» What to produce:
Determine how many lines include the word "index", then give that number and nothing more.

____

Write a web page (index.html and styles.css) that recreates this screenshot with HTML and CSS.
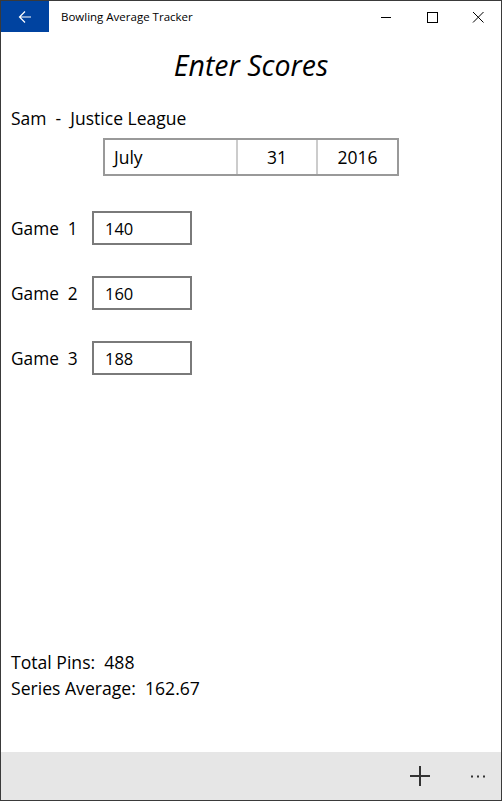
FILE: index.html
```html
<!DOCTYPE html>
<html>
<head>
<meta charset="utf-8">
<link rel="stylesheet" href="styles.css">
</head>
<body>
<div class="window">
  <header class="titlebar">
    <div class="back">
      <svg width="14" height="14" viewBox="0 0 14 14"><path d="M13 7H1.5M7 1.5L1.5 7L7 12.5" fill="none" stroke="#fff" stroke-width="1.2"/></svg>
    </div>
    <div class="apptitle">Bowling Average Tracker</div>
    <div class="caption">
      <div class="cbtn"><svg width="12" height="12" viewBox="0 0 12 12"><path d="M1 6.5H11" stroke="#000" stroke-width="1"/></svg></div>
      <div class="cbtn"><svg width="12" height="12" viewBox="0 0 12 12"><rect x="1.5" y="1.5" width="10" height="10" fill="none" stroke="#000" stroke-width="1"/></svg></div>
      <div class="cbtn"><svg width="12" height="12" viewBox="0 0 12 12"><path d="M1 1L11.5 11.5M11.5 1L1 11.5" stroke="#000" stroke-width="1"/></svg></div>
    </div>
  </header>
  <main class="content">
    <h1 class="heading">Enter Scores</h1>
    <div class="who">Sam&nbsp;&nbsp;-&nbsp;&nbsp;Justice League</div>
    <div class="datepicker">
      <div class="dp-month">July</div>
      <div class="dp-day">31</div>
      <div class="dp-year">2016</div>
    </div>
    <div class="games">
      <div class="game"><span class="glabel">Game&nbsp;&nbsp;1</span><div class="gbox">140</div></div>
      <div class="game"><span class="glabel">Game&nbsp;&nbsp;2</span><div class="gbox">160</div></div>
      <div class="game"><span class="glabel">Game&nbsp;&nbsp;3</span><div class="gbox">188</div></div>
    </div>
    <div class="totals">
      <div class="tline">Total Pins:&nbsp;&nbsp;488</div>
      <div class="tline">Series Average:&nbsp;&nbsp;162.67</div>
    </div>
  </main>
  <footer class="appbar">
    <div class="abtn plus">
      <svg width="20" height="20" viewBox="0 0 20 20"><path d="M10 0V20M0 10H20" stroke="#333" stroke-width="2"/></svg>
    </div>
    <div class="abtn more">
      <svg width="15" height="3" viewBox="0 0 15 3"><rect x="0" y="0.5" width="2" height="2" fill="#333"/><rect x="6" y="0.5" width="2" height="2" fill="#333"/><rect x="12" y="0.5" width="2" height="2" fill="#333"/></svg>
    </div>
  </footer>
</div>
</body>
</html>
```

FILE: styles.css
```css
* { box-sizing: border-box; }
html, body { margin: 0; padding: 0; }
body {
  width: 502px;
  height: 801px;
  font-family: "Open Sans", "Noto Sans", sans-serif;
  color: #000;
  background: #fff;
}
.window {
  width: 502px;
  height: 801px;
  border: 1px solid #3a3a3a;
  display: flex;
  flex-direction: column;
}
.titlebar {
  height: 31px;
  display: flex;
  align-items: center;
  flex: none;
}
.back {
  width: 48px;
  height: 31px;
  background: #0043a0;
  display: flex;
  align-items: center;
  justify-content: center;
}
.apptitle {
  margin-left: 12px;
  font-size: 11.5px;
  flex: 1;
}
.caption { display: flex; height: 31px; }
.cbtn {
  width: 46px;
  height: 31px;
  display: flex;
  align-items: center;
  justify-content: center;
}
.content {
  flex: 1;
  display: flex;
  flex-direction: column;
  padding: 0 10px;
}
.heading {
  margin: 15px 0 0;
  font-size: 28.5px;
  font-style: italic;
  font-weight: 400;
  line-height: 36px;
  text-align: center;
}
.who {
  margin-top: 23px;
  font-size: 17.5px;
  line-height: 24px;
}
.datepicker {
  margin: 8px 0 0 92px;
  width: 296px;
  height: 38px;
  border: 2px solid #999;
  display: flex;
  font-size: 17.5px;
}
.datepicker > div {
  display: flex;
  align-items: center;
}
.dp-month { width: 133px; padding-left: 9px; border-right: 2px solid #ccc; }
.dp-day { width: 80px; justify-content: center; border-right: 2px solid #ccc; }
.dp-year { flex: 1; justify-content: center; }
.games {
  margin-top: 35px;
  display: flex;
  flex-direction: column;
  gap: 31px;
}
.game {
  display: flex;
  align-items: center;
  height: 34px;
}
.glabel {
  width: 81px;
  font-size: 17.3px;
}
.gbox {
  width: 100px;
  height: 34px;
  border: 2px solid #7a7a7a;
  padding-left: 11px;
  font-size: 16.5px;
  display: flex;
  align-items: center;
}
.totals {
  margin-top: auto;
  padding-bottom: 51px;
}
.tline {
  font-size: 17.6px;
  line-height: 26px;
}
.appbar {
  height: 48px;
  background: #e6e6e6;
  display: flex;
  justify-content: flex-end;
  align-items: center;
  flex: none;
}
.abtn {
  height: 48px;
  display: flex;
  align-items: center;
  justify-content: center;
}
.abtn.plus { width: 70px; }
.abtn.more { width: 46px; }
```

____

» Output:
2